The reason the post Civil War 14th Amendment was necessary, had been to insure every southern state would be required to apply equal protection of the laws to Blacks as citizens, or those Blacks who were previously exempted by their status as slaves. In its original intent, the 14th Amendment was meant to extend the Bill of Rights protections to a targeted class (Blacks.)

Because of confusion of ‘state’ as a nation with ‘state’ as a state in these United States, in the American English dialect, ‘nation’ had come to replace ‘state’ in a sense of federal or national. However this was not yet the case at the time of our founding law being written; and the founding context of the language of the 2nd Amendment is a singular ‘people’ and refers to a ‘state’ in the sense of the United States as a nation, people of all the states inclusive. Attempts to conflate the greater ‘state’ in the 2nd Amendment with the individual ‘states’ comprising our nation is patently dishonest.

That gun violence has not been intelligently addressed in the USA is because this issue has never been honestly addressed. A ‘militia of the people’ as it exists in law and fact because of the 2nd Amendment, could be somewhat regulated in the philosophy of ‘balances’ by defining (from history) under what circumstance the people may ‘keep’ and ‘bear’ their arms. We’re not there yet.

None of the 1st through 8th amendments protection of the rights of individual citizens had much of anything to do with Blacks of the founding era, as they were not enfranchised citizens as a class, and the facts are at odds with left’s popular myth (urban legend) that somehow the anti-federalists got their way with undermining a federalist desire of an all powerful central government in the constitution on account of slavery.
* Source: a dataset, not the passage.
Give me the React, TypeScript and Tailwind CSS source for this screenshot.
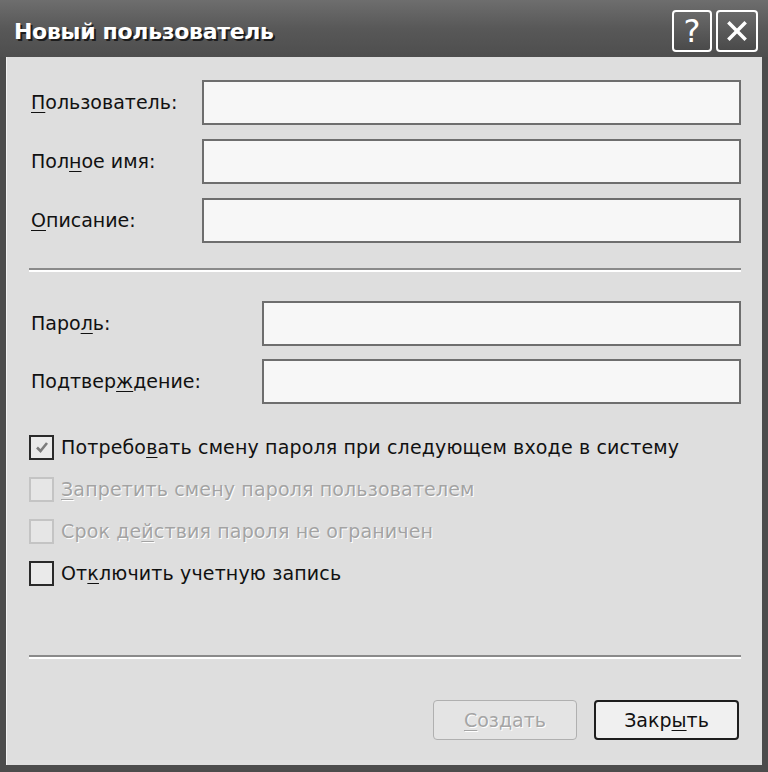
import type { ReactNode } from 'react';

const FONT = { fontFamily: '"DejaVu Sans", "Liberation Sans", sans-serif' };

function Acc({ children }: { children: ReactNode }) {
  return <span className="underline decoration-1 underline-offset-[3px]">{children}</span>;
}

function Field({ label, labelWidth }: { label: ReactNode; labelWidth: string }) {
  return (
    <div className="flex h-[45px] items-center">
      <div className={`${labelWidth} shrink-0 pl-[24px] text-[19px] text-[#111]`}>{label}</div>
      <div className="h-full flex-1 border-2 border-[#6e6e6e] bg-[#f7f7f7]" />
    </div>
  );
}

function Separator() {
  return (
    <div className="ml-[22px] mr-[21px]">
      <div className="h-[2px] bg-[#8a8a8a]" />
      <div className="h-[2px] bg-white" />
    </div>
  );
}

function Check({ checked, disabled, children }: { checked?: boolean; disabled?: boolean; children: ReactNode }) {
  return (
    <div className="flex h-[42px] items-center gap-[7px] pl-[22px]">
      <div
        className={`flex h-[25px] w-[25px] items-center justify-center border-2 ${
          disabled ? 'border-[#c4c4c4] bg-[#e6e6e6]' : 'border-[#2a2a2a] bg-[#eaeaea]'
        }`}
      >
        {checked && (
          <svg viewBox="0 0 16 16" className="h-[16px] w-[16px]">
            <path d="M3 8.5 L6.5 12 L13 4" fill="none" stroke="#7c7c7c" strokeWidth="2.6" />
          </svg>
        )}
      </div>
      <span
        className={`text-[19px] tracking-[0.15px] ${
          disabled ? 'text-[#a3a3a3] [text-shadow:1px_1px_0_#fff]' : 'text-[#111]'
        }`}
      >
        {children}
      </span>
    </div>
  );
}

export default function App() {
  return (
    <div className="flex h-[772px] w-[768px] flex-col bg-[#4c4c4c]" style={FONT}>
      <div className="flex h-[57px] shrink-0 items-center justify-between bg-gradient-to-b from-[#6e6e6e] via-[#585858] to-[#4e4e4e] pl-[14px] pr-[10px]">
        <span className="pt-[6px] text-[22px] font-bold tracking-[-0.3px] text-white [text-shadow:2px_2px_0_#1c1c1c]">
          Новый пользователь
        </span>
        <div className="flex gap-[4px] pt-[4px]">
          <div className="flex h-[42px] w-[40px] items-center justify-center rounded-[4px] border-2 border-white bg-gradient-to-b from-[#6a6a6a] to-[#4a4a4a] text-[32px] leading-none text-white">
            ?
          </div>
          <div className="flex h-[42px] w-[42px] items-center justify-center rounded-[4px] border-2 border-white bg-gradient-to-b from-[#6a6a6a] to-[#4a4a4a]">
            <svg viewBox="0 0 24 24" className="h-[26px] w-[26px]">
              <path d="M4 4 L20 20 M20 4 L4 20" stroke="#fff" strokeWidth="3.2" />
            </svg>
          </div>
        </div>
      </div>

      <div className="mb-[7px] ml-[6px] mr-[6px] flex flex-1 flex-col border-l border-[#f2f2f2] bg-[#dedede]">
        <div className="flex flex-col gap-[14px] pr-[21px] pt-[23px]">
          <Field
            labelWidth="w-[195px]"
            label={
              <>
                <Acc>П</Acc>ользователь:
              </>
            }
          />
          <Field
            labelWidth="w-[195px]"
            label={
              <>
                Пол<Acc>н</Acc>ое имя:
              </>
            }
          />
          <Field
            labelWidth="w-[195px]"
            label={
              <>
                <Acc>О</Acc>писание:
              </>
            }
          />
        </div>

        <div className="mt-[25px]">
          <Separator />
        </div>

        <div className="flex flex-col gap-[13px] pr-[21px] pt-[29px]">
          <Field
            labelWidth="w-[255px]"
            label={
              <>
                Паро<Acc>л</Acc>ь:
              </>
            }
          />
          <Field
            labelWidth="w-[255px]"
            label={
              <>
                Подтвер<Acc>ж</Acc>дение:
              </>
            }
          />
        </div>

        <div className="mt-[22px] flex flex-col">
          <Check checked>
            Потребо<Acc>в</Acc>ать смену пароля при следующем входе в систему
          </Check>
          <Check disabled>
            <Acc>З</Acc>апретить смену пароля пользователем
          </Check>
          <Check disabled>
            Срок де<Acc>й</Acc>ствия пароля не ограничен
          </Check>
          <Check>
            От<Acc>к</Acc>лючить учетную запись
          </Check>
        </div>

        <div className="mt-[61px]">
          <Separator />
        </div>

        <div className="flex justify-end gap-[17px] pr-[23px] pt-[41px]">
          <div className="flex h-[40px] w-[144px] items-center justify-center rounded-[4px] border border-[#b0b0b0] bg-[#e4e4e4] text-[19px] text-[#a5a5a5] [text-shadow:1px_1px_0_#fff]">
            <Acc>С</Acc>оздать
          </div>
          <div className="flex h-[40px] w-[145px] items-center justify-center rounded-[4px] border-2 border-[#1e1e1e] bg-[#f0f0f0] text-[19px] text-[#111]">
            Закр<Acc>ы</Acc>ть
          </div>
        </div>
      </div>
    </div>
  );
}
In the end, what the anti-federalists got were checks meant to result in balances, also known as the Bill of Rights.

I somehow doubt the anti-federalist 4th amendment concerning privacy in one’s papers had anything to do with propping up slavery, a given example of motivation in the anti-federalists’ actual intentions. Or other rights, for instance prohibition of a bill of attainder. Or the right to petition for redress. Or the right to confront your accuser. To name but a few provisions of the first through eighth amendments authored by the anti-federalists.

If our “Bill of Rights” had been insisted upon by anti-federalists, and it most certainly was, the entire world, it would be implied by this specious and twisted revisionism coming from the left, is indebted to slaveholders for the International Covenant on Civil and Political Rights inspired by the American Bill of Rights and certain of its provisions. Parry’s argument is beyond irony, it is patent nonsense. The fact is, slaveholders were a minority of the Americans with anti-federalist sentiment, and a minority in the geographic south as well, and this is where the left’s ‘equating anti-federalists with slavery’ crotch slams into the bicycle bar:

Anti-federalism was by no means an exclusive southern phenomena related to a minority of slave owners but was a general angst of the new republic’s citizenry from Georgia to Maine. This angst primarily (and majority ratified) concerns historic abuses of power by central governments traced in the American tradition to the Magna Charta particularly and the European powers’ abuses generally. The right of the ‘people’ (all inclusive) to bear arms was deemed necessary as a check of last resort on a central government and was intended to be just that, a check, and has nothing to do with states rights and little to do with individual states’ militias per se. However some slave owning, southern anti-federalists might have wished a different outcome, the 2nd Amendment is NOT about slavery outside of those minority ante-bellum slave owners who would misconstrue it as such, and please note anti-federalist authored ‘Bill of Rights” specifies core civil liberties of citizens under assault by today’s federal (central) government with XKeyScore. This is clear.

The anti-federalist amendments were passed (ratified) by northern states with populations opposed to slavery, not only a minority of southern slave owners among the southerners per se, a truly small minority opposed to federalism for personal pecuniary interests. The greater majority of the people, north and south, were of anti-federalist sentiment for reasons having little to with slavery and greatly to do with historic abuses of the larger citizenry by central governments.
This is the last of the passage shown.